Recently I have broken a few models I wrote previously into pieces, which gave me lots of thoughts on how I, as a modeler, work to improve our modeling skills.

Most of the times, we think modelers are just scientists turning equations into code and key part of this activity is how to formulate the equations, which is the science part.

In reality, model development involves lots of activities more than just the equations. Other activities are model design, data I/O, visualization, for example. Along this path, modelers often have to make lots of decisions, some are more critical than the other.

I am by no mean a computational scientist, but I know when a computer scientist designs a programming language, he/she needs to make a decision when an array index should start with 0 or 1. This sounds trivial from a language user’s perspective, but its consequence on the language designer is not. Similarly, a modeler often have to take a similar path, making decisions as we keep improving the models. However, sometimes we may realize that some decisions we made earlier were not good enough, which could potentially limit the ceiling of the models.
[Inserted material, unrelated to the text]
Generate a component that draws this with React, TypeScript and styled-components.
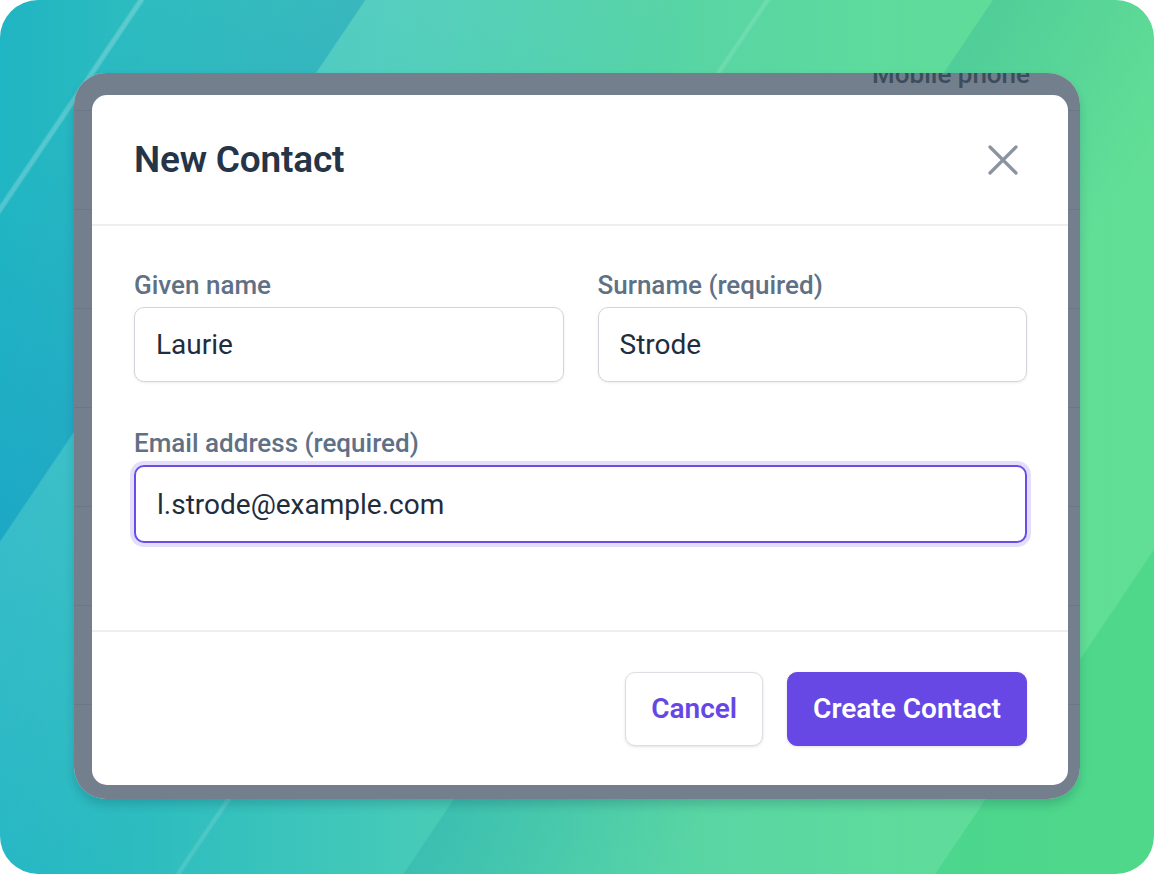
import styled, { createGlobalStyle } from 'styled-components';

const GlobalStyle = createGlobalStyle`
  html, body {
    margin: 0;
    padding: 0;
    background: #ffffff;
  }
  body {
    font-family: Roboto, "Noto Sans", "Liberation Sans", sans-serif;
    -webkit-font-smoothing: antialiased;
  }
  * {
    box-sizing: border-box;
  }
`;

const Scene = styled.div`
  width: 1154px;
  height: 874px;
  border-radius: 38px;
  overflow: hidden;
  display: flex;
  padding: 73px 74px 75px 74px;
  background:
    linear-gradient(
      124deg,
      transparent 7.85%,
      rgba(255, 255, 255, 0.22) 8%,
      rgba(255, 255, 255, 0.22) 8.2%,
      transparent 8.35%,
      transparent 43.8%,
      rgba(255, 255, 255, 0.12) 43.95%,
      rgba(255, 255, 255, 0.12) 44.1%,
      transparent 44.25%
    ),
    linear-gradient(
      124deg,
      rgba(10, 100, 210, 0) 8%,
      rgba(10, 100, 210, 0.16) 20.9%,
      rgba(255, 255, 255, 0.1) 21%,
      rgba(255, 255, 255, 0) 40%,
      rgba(0, 130, 150, 0) 56.9%,
      rgba(0, 130, 150, 0.16) 57%,
      rgba(0, 130, 150, 0) 72%,
      rgba(0, 190, 90, 0) 87.4%,
      rgba(0, 190, 90, 0.2) 87.5%,
      rgba(0, 190, 90, 0.2) 100%
    ),
    linear-gradient(90deg, #20b5c3 0%, #45cab8 35%, #58d5a4 60%, #5edb9c 78%, #62df95 100%);
`;

const AppWindow = styled.div`
  position: relative;
  flex: 1;
  border-radius: 32px;
  overflow: hidden;
  background: #ffffff;
  box-shadow: 0 6px 10px rgba(0, 40, 60, 0.18);
`;

const ContactsTable = styled.div`
  display: flex;
  flex-direction: column;
`;

const TableHead = styled.div`
  height: 38px;
  display: flex;
  justify-content: flex-end;
  padding-right: 50px;
  border-bottom: 1px solid #dfe3e8;
`;

const HeadCell = styled.span`
  margin-top: -12px;
  font-size: 26px;
  line-height: 26px;
  font-weight: 500;
  color: #4b5563;
`;

const TableRow = styled.div`
  height: 99px;
  border-bottom: 1px solid #dfe3e8;
`;

const Backdrop = styled.div`
  position: absolute;
  inset: 0;
  display: flex;
  padding: 22px 12px 14px 18px;
  background: rgba(55, 72, 91, 0.7);
`;

const Dialog = styled.div`
  flex: 1;
  display: flex;
  flex-direction: column;
  background: #ffffff;
  border-radius: 15px;
  overflow: hidden;
`;

const DialogHeader = styled.div`
  height: 131px;
  display: flex;
  align-items: center;
  justify-content: space-between;
  padding: 0 43px 0 42px;
  border-bottom: 2px solid #eceef1;
`;

const Title = styled.h2`
  margin: 0;
  font-size: 37px;
  font-weight: 600;
  color: #253447;
  letter-spacing: -0.2px;
`;

const CloseButton = styled.button`
  width: 44px;
  height: 44px;
  padding: 0;
  border: none;
  background: transparent;
  display: flex;
  align-items: center;
  justify-content: center;
  color: #8a939f;
  cursor: pointer;
`;

const DialogBody = styled.div`
  flex: 1;
  display: grid;
  grid-template-columns: 1fr 1fr;
  align-content: start;
  column-gap: 34px;
  row-gap: 46px;
  padding: 44px 41px 0 42px;
`;

const Field = styled.label<{ $wide?: boolean }>`
  display: flex;
  flex-direction: column;
  gap: 7px;
  grid-column: ${(p) => (p.$wide ? '1 / -1' : 'auto')};
`;

const FieldLabel = styled.span`
  font-size: 26px;
  line-height: 30px;
  font-weight: 500;
  color: #607085;
`;

const TextInput = styled.input<{ $focused?: boolean }>`
  height: ${(p) => (p.$focused ? '78px' : '75px')};
  width: 100%;
  padding: 0 21px;
  font-family: inherit;
  font-size: 28px;
  color: #1f2d3d;
  background: #ffffff;
  border-radius: 10px;
  outline: none;
  border: ${(p) => (p.$focused ? '2px solid #6b4de6' : '1.5px solid #d2d6dc')};
  box-shadow: ${(p) =>
    p.$focused ? '0 0 0 4px #e3defc' : '0 1px 3px rgba(15, 23, 42, 0.08)'};
`;

const DialogFooter = styled.div`
  height: 155px;
  display: flex;
  align-items: center;
  justify-content: flex-end;
  gap: 24px;
  padding: 0 41px;
  border-top: 2px solid #eceef1;
`;

const Button = styled.button<{ $primary?: boolean }>`
  height: 74px;
  padding: 0 25px;
  border-radius: 10px;
  font-family: inherit;
  font-size: 28px;
  font-weight: 600;
  cursor: pointer;
  color: ${(p) => (p.$primary ? '#ffffff' : '#6547e6')};
  background: ${(p) => (p.$primary ? '#6848e5' : '#ffffff')};
  border: ${(p) => (p.$primary ? '1.5px solid #6848e5' : '1.5px solid #dcdee3')};
  box-shadow: 0 1px 3px rgba(15, 23, 42, 0.12);
`;

function CloseIcon() {
  return (
    <svg width="30" height="30" viewBox="0 0 30 30" fill="none">
      <path
        d="M2 2L28 28M28 2L2 28"
        stroke="currentColor"
        strokeWidth="3.2"
        strokeLinecap="round"
      />
    </svg>
  );
}

export default function App() {
  return (
    <>
      <GlobalStyle />
      <Scene>
        <AppWindow>
          <ContactsTable>
            <TableHead>
              <HeadCell>Mobile phone</HeadCell>
            </TableHead>
            {Array.from({ length: 7 }).map((_, i) => (
              <TableRow key={i} />
            ))}
          </ContactsTable>
          <Backdrop>
            <Dialog>
              <DialogHeader>
                <Title>New Contact</Title>
                <CloseButton aria-label="Close">
                  <CloseIcon />
                </CloseButton>
              </DialogHeader>
              <DialogBody>
                <Field>
                  <FieldLabel>Given name</FieldLabel>
                  <TextInput defaultValue="Laurie" />
                </Field>
                <Field>
                  <FieldLabel>Surname (required)</FieldLabel>
                  <TextInput defaultValue="Strode" />
                </Field>
                <Field $wide>
                  <FieldLabel>Email address (required)</FieldLabel>
                  <TextInput $focused defaultValue="l.strode@example.com" />
                </Field>
              </DialogBody>
              <DialogFooter>
                <Button>Cancel</Button>
                <Button $primary>Create Contact</Button>
              </DialogFooter>
            </Dialog>
          </Backdrop>
        </AppWindow>
      </Scene>
    </>
  );
}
This is the time we have to consider a breakup, break the model into pieces and rebuild.

One example is when I developed the hexwatershed model. In the beginning, I needed to run the model at the watershed scale although the ultimate goal is global scale. So when I designed the function to calculate distance I used the classical Euclidean distance equation, which requires two sets of X and Y coordinates. This method works fine at regional scale because X/Y can be obtained using a map projection. However, when I moved to global scale, I immediately found that I can no longer use projections because the GCS system is preferred at global scale. In the end, I rewrote the whole geometry related equation using the GCS, which is universal at any scale. Breaking a model is both a challenging and rewarding process. Through this process, we can gain a better understanding what could have done better and what we can learn from it.

The most difficult challenge is not writing the pieces of code, it is where to break and how to find the minimal component the model should have. As they say the perfect program is not that there is anything to add to it, but nothing should be removed from it. Writing the program that has less dependency, easy to expand, and align with our scientific understanding should be our goal.

We are often trained to solve a big problem and we are good at providing a big solution that includes everything. Sometimes the beauty of a solution is not the solution itself, but lies in its flow. It is like building a house, the beauty of a house is not just itself, but its capability to be customized such as adding or removing some components from it. A house blueprint map that can be used to generate hundreds of different houses is a beauty.